行政主導のハード面の防災は昔から取り組まれており、ソフト面でも河川カメラやSNSでの情報発信など、情報化社会に対応しつつある。しかし、住民である我々も避難すべきときは避難をし、食糧備蓄や避難所までの経路確認など自ら行動しなければならないのは事実だろう。防災に100%というのは残念ながらないだろうし、命を守るために行動すべきだ。

中央防災計画によれば今年修正される内容に、自分の命を自分で守ることと、地域の災害リスクを知ることがある(http://www.bousai.go.jp/kaigirep/chuobou/39/pdf/39_siryo1.pdf)。記事全文の内容の一部は有識者会議で報告されたこの内容に解説を加える形と推察され、間違った内容とは言えない。市民レベルでも防災について意識して取り組む必要性があるのは、先述の具体例の通りだ。

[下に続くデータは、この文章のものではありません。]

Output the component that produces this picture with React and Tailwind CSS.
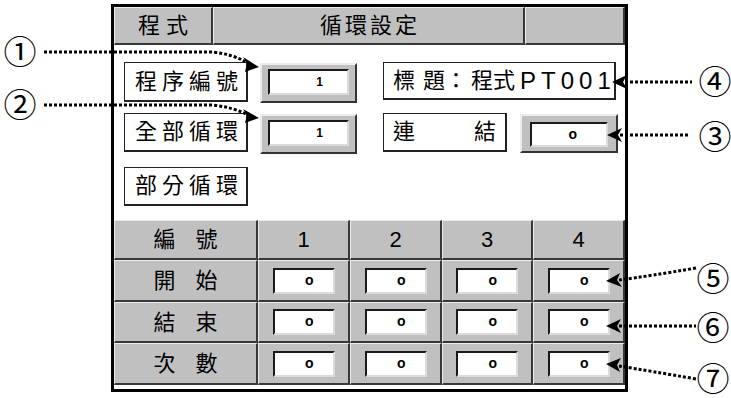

ハード面での限界があることは理解できる。ハードとソフトの組み合わせで防災・減災に努める必要がある。今回の場合、堤防によって財産を守ってもらい、自ら避難することで生命を守るというハードとソフトの組み合わせがイメージしやすい。この場合、記事のタイトルにある、「堤防には頼ない」というのでは、堤防への信頼を放棄して防災ではソフト面にのみ注力することになってしまう。例えば今回威力を発揮した八ッ場ダムや緊急放流は行ったものの避難の猶予時間を十分に提供した城山ダムといった現場の努力は一切不要となってしまう。堤防に頼ない、頼らなくても自分の命と財産を守るように働きかけるのが、この記事の役目だったのではないだろうか。中央防災計画で示されたソフト面の強化を伝えている記事であることを考えるとそのように誘導すべきで、タイトルはミスリードだろう。

地名の由来や地域にある石碑、地形を見れば、過去の災害履歴がわかることがある。今年3月には「自然災害伝承碑」という地図記号が新設され、防災の意識を地図から高めようとしている。地理の授業で習う地形や地図というのは、こういう時に役立つのではないだろうか。

一文字の威力の大きさと、住居を構える際のリスクを知る機会となり、教訓になる台風であった。